**Given exercise**: Sift the listing for lines that hold the string "React" and pull them out.

**Source material**:

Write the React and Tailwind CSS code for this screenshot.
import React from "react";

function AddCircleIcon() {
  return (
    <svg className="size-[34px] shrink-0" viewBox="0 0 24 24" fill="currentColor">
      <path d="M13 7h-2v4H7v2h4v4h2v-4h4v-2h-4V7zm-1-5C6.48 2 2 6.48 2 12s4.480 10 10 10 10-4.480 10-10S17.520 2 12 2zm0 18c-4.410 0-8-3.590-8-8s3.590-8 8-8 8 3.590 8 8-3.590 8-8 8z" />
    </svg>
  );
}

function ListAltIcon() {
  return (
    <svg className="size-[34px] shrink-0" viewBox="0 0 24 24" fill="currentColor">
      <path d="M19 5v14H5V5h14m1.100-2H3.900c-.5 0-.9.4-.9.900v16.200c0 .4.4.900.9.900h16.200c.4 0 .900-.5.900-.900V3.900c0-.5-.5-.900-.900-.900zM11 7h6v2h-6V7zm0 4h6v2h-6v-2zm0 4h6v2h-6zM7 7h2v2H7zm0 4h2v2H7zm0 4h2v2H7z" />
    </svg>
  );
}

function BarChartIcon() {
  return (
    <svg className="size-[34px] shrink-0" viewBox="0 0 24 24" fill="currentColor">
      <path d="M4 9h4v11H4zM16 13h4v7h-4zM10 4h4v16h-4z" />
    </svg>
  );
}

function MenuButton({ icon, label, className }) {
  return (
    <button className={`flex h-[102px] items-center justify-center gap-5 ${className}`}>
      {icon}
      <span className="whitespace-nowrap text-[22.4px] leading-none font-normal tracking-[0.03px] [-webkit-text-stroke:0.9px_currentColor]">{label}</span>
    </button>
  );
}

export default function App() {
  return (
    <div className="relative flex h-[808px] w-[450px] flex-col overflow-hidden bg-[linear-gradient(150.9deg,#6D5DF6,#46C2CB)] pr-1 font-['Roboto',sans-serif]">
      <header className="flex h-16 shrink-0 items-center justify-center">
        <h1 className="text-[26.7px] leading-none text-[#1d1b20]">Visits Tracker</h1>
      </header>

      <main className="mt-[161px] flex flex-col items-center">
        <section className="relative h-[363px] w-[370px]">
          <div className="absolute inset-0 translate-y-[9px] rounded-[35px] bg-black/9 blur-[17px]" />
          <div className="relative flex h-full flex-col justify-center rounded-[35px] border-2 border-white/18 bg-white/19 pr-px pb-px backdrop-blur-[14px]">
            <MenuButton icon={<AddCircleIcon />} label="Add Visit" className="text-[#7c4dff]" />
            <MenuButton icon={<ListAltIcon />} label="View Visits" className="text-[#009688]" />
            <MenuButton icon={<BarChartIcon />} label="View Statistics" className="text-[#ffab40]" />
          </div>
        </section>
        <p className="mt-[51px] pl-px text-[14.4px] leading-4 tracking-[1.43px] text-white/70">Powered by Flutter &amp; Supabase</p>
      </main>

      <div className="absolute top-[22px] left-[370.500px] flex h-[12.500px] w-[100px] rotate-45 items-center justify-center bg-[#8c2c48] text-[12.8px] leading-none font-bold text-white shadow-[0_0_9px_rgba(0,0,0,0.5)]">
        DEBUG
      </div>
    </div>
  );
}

**Solved problem**:
Write the React and Tailwind CSS code for this screenshot.
import React from "react";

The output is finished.